• [BRIEF]
Skip any picture you find and retype all the remaining lines exactly.

--- START ---

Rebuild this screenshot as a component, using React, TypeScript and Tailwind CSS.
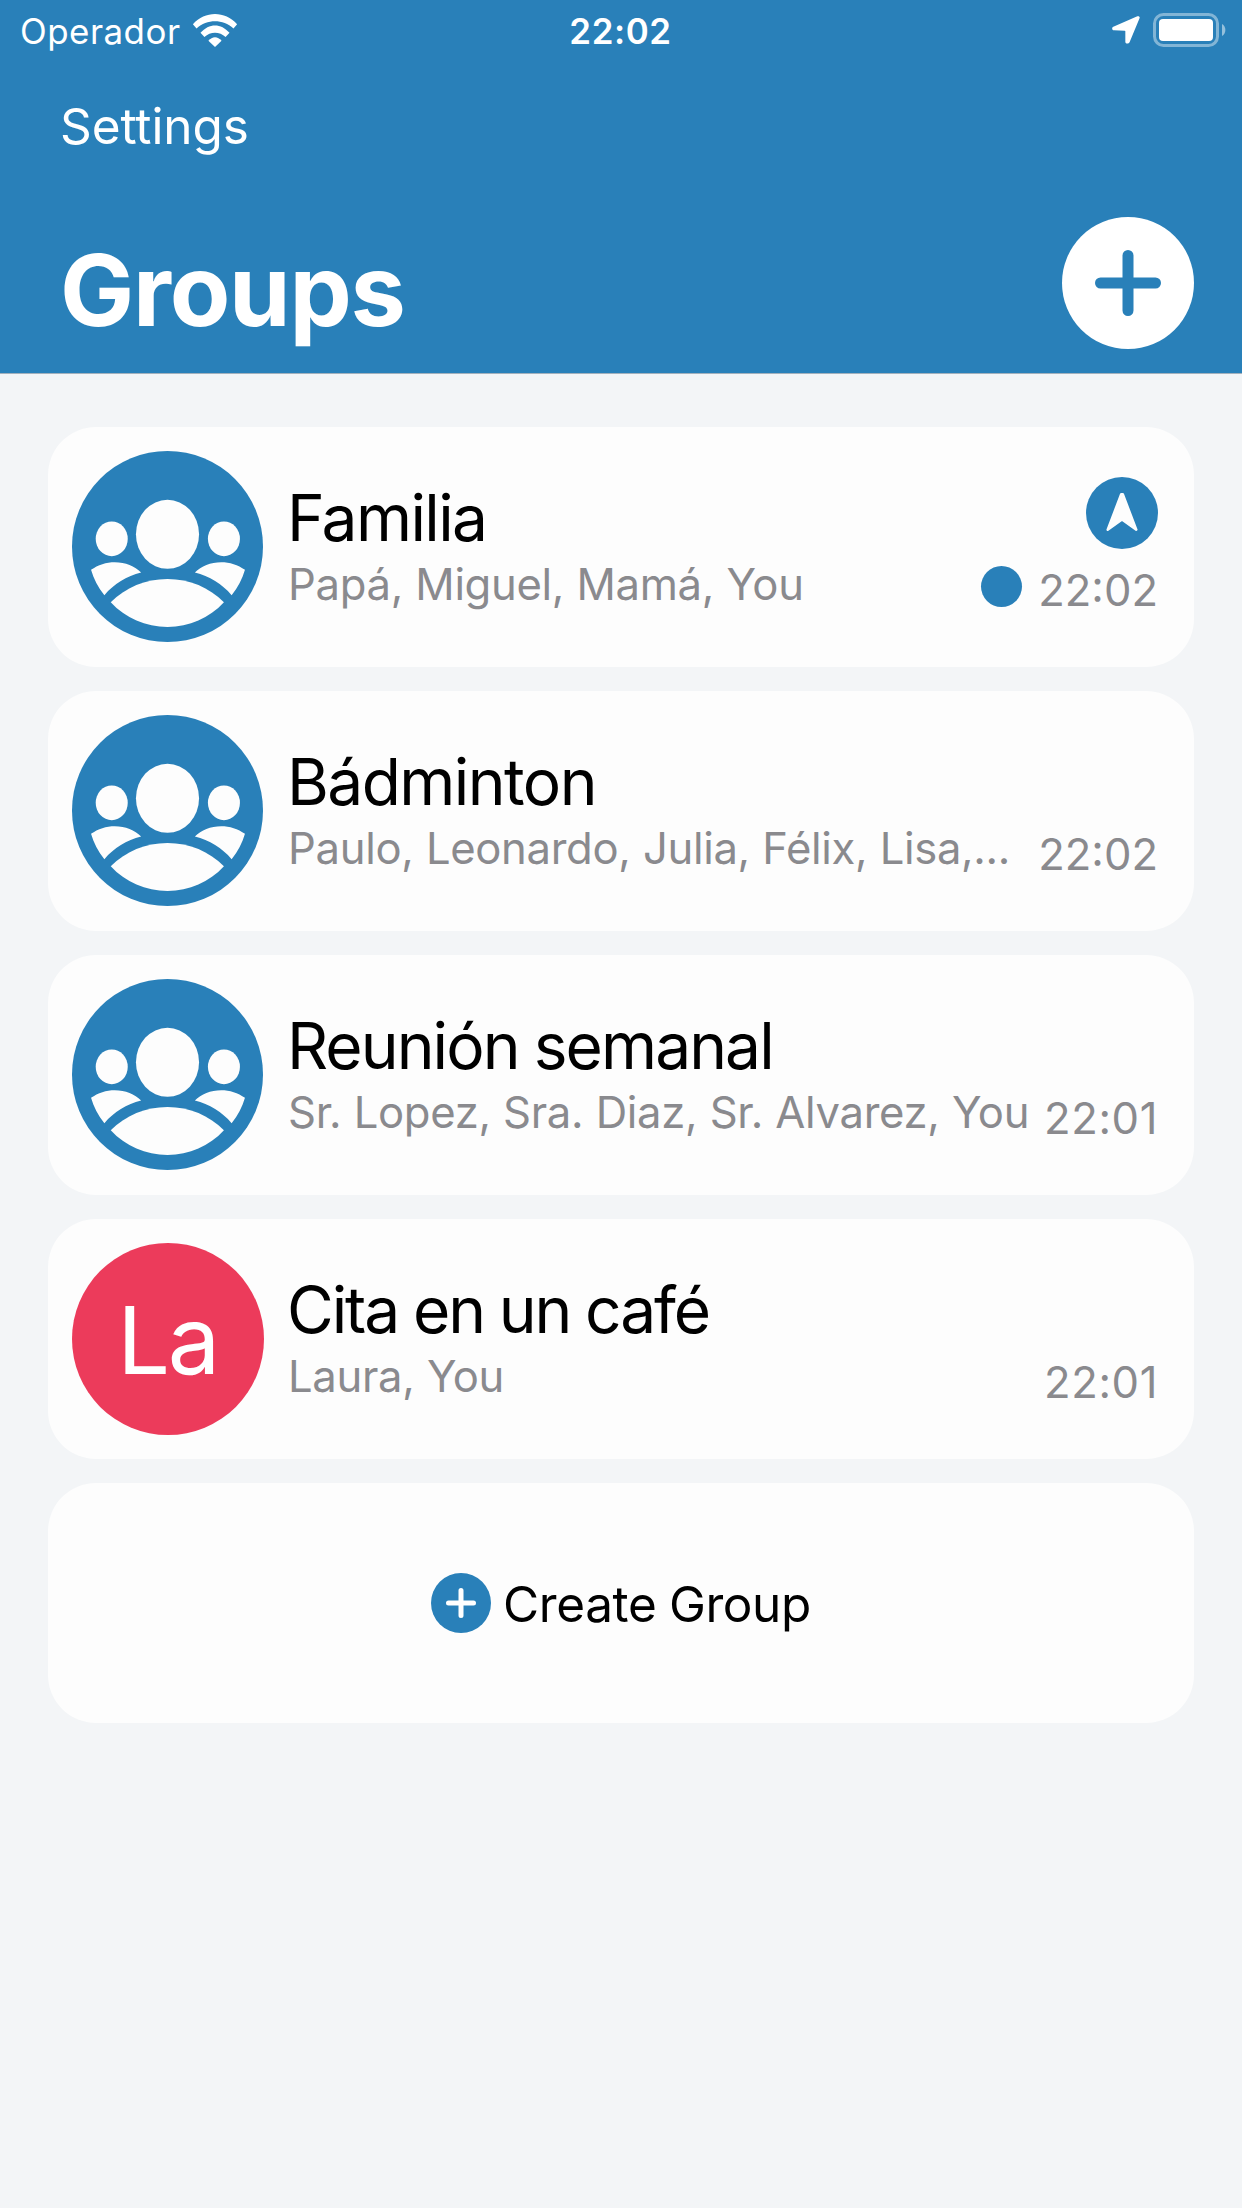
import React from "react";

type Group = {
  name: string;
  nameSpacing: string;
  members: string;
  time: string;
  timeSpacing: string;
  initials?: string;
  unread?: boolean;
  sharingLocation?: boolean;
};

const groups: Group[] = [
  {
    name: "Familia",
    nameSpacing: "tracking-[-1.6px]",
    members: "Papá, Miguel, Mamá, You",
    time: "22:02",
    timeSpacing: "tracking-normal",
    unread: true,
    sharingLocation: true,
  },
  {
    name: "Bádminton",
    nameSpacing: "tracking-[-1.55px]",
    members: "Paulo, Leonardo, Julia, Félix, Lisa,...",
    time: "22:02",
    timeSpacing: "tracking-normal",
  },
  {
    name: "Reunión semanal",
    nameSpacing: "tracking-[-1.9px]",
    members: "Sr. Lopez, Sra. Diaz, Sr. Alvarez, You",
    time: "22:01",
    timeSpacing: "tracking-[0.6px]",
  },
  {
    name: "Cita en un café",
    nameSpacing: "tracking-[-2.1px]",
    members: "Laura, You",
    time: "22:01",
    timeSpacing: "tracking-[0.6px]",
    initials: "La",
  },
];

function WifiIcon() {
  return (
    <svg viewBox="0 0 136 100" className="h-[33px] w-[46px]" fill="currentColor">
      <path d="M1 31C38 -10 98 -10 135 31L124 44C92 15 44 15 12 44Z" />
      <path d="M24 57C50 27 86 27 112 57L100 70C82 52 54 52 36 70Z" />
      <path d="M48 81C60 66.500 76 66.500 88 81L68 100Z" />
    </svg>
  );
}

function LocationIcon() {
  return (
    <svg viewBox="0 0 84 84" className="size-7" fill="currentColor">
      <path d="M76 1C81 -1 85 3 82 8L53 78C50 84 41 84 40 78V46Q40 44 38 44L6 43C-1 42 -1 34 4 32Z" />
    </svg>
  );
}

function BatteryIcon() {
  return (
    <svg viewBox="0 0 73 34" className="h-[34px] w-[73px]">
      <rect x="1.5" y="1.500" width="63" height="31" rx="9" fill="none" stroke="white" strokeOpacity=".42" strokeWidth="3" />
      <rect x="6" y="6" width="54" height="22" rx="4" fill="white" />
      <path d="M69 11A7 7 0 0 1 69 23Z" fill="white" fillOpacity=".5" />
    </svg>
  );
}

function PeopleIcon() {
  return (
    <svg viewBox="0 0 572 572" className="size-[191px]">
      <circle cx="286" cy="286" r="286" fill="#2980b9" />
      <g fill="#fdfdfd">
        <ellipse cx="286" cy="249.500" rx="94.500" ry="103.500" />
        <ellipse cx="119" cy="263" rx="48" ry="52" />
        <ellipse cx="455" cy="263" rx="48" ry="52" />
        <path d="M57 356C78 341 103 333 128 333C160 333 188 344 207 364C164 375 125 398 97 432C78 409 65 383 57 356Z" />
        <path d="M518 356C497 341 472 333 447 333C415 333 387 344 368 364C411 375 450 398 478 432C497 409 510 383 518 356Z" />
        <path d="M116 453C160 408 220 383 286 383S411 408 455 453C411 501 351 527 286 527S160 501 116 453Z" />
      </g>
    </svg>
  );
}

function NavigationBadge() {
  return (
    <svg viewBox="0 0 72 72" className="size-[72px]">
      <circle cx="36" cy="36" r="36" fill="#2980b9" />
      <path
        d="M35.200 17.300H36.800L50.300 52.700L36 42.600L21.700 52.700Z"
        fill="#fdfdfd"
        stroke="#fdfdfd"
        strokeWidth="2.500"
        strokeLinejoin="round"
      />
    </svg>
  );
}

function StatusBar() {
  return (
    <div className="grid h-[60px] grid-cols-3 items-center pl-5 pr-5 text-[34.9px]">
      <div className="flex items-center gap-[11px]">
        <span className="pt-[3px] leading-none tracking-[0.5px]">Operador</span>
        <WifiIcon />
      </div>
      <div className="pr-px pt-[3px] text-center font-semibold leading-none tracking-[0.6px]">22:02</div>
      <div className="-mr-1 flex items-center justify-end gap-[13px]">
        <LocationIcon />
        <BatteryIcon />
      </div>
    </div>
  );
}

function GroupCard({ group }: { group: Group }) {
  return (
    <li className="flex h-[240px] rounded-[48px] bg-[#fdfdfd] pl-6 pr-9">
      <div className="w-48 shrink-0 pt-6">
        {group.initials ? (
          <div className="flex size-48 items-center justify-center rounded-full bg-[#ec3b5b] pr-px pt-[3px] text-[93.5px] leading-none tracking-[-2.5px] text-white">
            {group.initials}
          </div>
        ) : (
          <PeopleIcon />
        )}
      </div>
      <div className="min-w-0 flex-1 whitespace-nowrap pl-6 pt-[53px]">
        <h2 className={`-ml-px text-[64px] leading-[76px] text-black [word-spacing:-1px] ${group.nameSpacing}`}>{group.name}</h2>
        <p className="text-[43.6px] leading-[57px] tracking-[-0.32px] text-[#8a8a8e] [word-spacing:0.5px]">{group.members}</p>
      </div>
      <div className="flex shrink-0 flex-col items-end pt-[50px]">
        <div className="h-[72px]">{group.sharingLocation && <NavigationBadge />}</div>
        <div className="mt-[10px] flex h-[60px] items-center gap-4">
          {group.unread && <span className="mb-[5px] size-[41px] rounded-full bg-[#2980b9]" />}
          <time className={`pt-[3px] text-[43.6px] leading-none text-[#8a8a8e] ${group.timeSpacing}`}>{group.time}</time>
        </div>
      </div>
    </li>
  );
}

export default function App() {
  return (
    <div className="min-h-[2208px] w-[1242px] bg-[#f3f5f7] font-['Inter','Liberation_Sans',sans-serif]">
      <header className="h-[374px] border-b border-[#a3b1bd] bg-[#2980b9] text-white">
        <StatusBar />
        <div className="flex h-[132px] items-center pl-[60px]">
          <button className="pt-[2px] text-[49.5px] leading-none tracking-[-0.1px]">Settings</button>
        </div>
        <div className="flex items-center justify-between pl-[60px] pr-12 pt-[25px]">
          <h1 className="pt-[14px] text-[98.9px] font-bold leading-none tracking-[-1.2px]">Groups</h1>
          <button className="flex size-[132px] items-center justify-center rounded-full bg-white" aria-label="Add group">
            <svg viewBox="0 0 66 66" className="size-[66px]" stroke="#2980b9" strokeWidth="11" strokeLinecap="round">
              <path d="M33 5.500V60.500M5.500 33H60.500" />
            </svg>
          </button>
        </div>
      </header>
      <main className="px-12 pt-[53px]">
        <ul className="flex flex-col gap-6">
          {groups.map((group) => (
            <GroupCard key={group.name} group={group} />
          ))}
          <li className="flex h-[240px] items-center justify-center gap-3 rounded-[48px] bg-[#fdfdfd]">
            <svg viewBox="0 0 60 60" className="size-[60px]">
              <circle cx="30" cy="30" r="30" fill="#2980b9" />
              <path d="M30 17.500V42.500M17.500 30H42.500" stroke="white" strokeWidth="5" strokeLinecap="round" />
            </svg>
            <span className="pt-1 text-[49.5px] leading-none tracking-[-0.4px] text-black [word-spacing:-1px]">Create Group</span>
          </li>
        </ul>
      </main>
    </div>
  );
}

--- END ---

• [RESPONSE FOR THIS EXERCISE]
Rebuild this screenshot as a component, using React, TypeScript and Tailwind CSS.
import React from "react";

type Group = {
  name: string;
  nameSpacing: string;
  members: string;
  time: string;
  timeSpacing: string;
  initials?: string;
  unread?: boolean;
  sharingLocation?: boolean;
};

const groups: Group[] = [
  {
    name: "Familia",
    nameSpacing: "tracking-[-1.6px]",
    members: "Papá, Miguel, Mamá, You",
    time: "22:02",
    timeSpacing: "tracking-normal",
    unread: true,
    sharingLocation: true,
  },
  {
    name: "Bádminton",
    nameSpacing: "tracking-[-1.55px]",
    members: "Paulo, Leonardo, Julia, Félix, Lisa,...",
    time: "22:02",
    timeSpacing: "tracking-normal",
  },
  {
    name: "Reunión semanal",
    nameSpacing: "tracking-[-1.9px]",
    members: "Sr. Lopez, Sra. Diaz, Sr. Alvarez, You",
    time: "22:01",
    timeSpacing: "tracking-[0.6px]",
  },
  {
    name: "Cita en un café",
    nameSpacing: "tracking-[-2.1px]",
    members: "Laura, You",
    time: "22:01",
    timeSpacing: "tracking-[0.6px]",
    initials: "La",
  },
];

function WifiIcon() {
  return (
    <svg viewBox="0 0 136 100" className="h-[33px] w-[46px]" fill="currentColor">
      <path d="M1 31C38 -10 98 -10 135 31L124 44C92 15 44 15 12 44Z" />
      <path d="M24 57C50 27 86 27 112 57L100 70C82 52 54 52 36 70Z" />
      <path d="M48 81C60 66.500 76 66.500 88 81L68 100Z" />
    </svg>
  );
}

function LocationIcon() {
  return (
    <svg viewBox="0 0 84 84" className="size-7" fill="currentColor">
      <path d="M76 1C81 -1 85 3 82 8L53 78C50 84 41 84 40 78V46Q40 44 38 44L6 43C-1 42 -1 34 4 32Z" />
    </svg>
  );
}

function BatteryIcon() {
  return (
    <svg viewBox="0 0 73 34" className="h-[34px] w-[73px]">
      <rect x="1.5" y="1.500" width="63" height="31" rx="9" fill="none" stroke="white" strokeOpacity=".42" strokeWidth="3" />
      <rect x="6" y="6" width="54" height="22" rx="4" fill="white" />
      <path d="M69 11A7 7 0 0 1 69 23Z" fill="white" fillOpacity=".5" />
    </svg>
  );
}

function PeopleIcon() {
  return (
    <svg viewBox="0 0 572 572" className="size-[191px]">
      <circle cx="286" cy="286" r="286" fill="#2980b9" />
      <g fill="#fdfdfd">
        <ellipse cx="286" cy="249.500" rx="94.500" ry="103.500" />
        <ellipse cx="119" cy="263" rx="48" ry="52" />
        <ellipse cx="455" cy="263" rx="48" ry="52" />
        <path d="M57 356C78 341 103 333 128 333C160 333 188 344 207 364C164 375 125 398 97 432C78 409 65 383 57 356Z" />
        <path d="M518 356C497 341 472 333 447 333C415 333 387 344 368 364C411 375 450 398 478 432C497 409 510 383 518 356Z" />
        <path d="M116 453C160 408 220 383 286 383S411 408 455 453C411 501 351 527 286 527S160 501 116 453Z" />
      </g>
    </svg>
  );
}

function NavigationBadge() {
  return (
    <svg viewBox="0 0 72 72" className="size-[72px]">
      <circle cx="36" cy="36" r="36" fill="#2980b9" />
      <path
        d="M35.200 17.300H36.800L50.300 52.700L36 42.600L21.700 52.700Z"
        fill="#fdfdfd"
        stroke="#fdfdfd"
        strokeWidth="2.500"
        strokeLinejoin="round"
      />
    </svg>
  );
}

function StatusBar() {
  return (
    <div className="grid h-[60px] grid-cols-3 items-center pl-5 pr-5 text-[34.9px]">
      <div className="flex items-center gap-[11px]">
        <span className="pt-[3px] leading-none tracking-[0.5px]">Operador</span>
        <WifiIcon />
      </div>
      <div className="pr-px pt-[3px] text-center font-semibold leading-none tracking-[0.6px]">22:02</div>
      <div className="-mr-1 flex items-center justify-end gap-[13px]">
        <LocationIcon />
        <BatteryIcon />
      </div>
    </div>
  );
}

function GroupCard({ group }: { group: Group }) {
  return (
    <li className="flex h-[240px] rounded-[48px] bg-[#fdfdfd] pl-6 pr-9">
      <div className="w-48 shrink-0 pt-6">
        {group.initials ? (
          <div className="flex size-48 items-center justify-center rounded-full bg-[#ec3b5b] pr-px pt-[3px] text-[93.5px] leading-none tracking-[-2.5px] text-white">
            {group.initials}
          </div>
        ) : (
          <PeopleIcon />
        )}
      </div>
      <div className="min-w-0 flex-1 whitespace-nowrap pl-6 pt-[53px]">
        <h2 className={`-ml-px text-[64px] leading-[76px] text-black [word-spacing:-1px] ${group.nameSpacing}`}>{group.name}</h2>
        <p className="text-[43.6px] leading-[57px] tracking-[-0.32px] text-[#8a8a8e] [word-spacing:0.5px]">{group.members}</p>
      </div>
      <div className="flex shrink-0 flex-col items-end pt-[50px]">
        <div className="h-[72px]">{group.sharingLocation && <NavigationBadge />}</div>
        <div className="mt-[10px] flex h-[60px] items-center gap-4">
          {group.unread && <span className="mb-[5px] size-[41px] rounded-full bg-[#2980b9]" />}
          <time className={`pt-[3px] text-[43.6px] leading-none text-[#8a8a8e] ${group.timeSpacing}`}>{group.time}</time>
        </div>
      </div>
    </li>
  );
}

export default function App() {
  return (
    <div className="min-h-[2208px] w-[1242px] bg-[#f3f5f7] font-['Inter','Liberation_Sans',sans-serif]">
      <header className="h-[374px] border-b border-[#a3b1bd] bg-[#2980b9] text-white">
        <StatusBar />
        <div className="flex h-[132px] items-center pl-[60px]">
          <button className="pt-[2px] text-[49.5px] leading-none tracking-[-0.1px]">Settings</button>
        </div>
        <div className="flex items-center justify-between pl-[60px] pr-12 pt-[25px]">
          <h1 className="pt-[14px] text-[98.9px] font-bold leading-none tracking-[-1.2px]">Groups</h1>
          <button className="flex size-[132px] items-center justify-center rounded-full bg-white" aria-label="Add group">
            <svg viewBox="0 0 66 66" className="size-[66px]" stroke="#2980b9" strokeWidth="11" strokeLinecap="round">
              <path d="M33 5.500V60.500M5.500 33H60.500" />
            </svg>
          </button>
        </div>
      </header>
      <main className="px-12 pt-[53px]">
        <ul className="flex flex-col gap-6">
          {groups.map((group) => (
            <GroupCard key={group.name} group={group} />
          ))}
          <li className="flex h-[240px] items-center justify-center gap-3 rounded-[48px] bg-[#fdfdfd]">
            <svg viewBox="0 0 60 60" className="size-[60px]">
              <circle cx="30" cy="30" r="30" fill="#2980b9" />
              <path d="M30 17.500V42.500M17.500 30H42.500" stroke="white" strokeWidth="5" strokeLinecap="round" />
            </svg>
            <span className="pt-1 text-[49.5px] leading-none tracking-[-0.4px] text-black [word-spacing:-1px]">Create Group</span>
          </li>
        </ul>
      </main>
    </div>
  );
}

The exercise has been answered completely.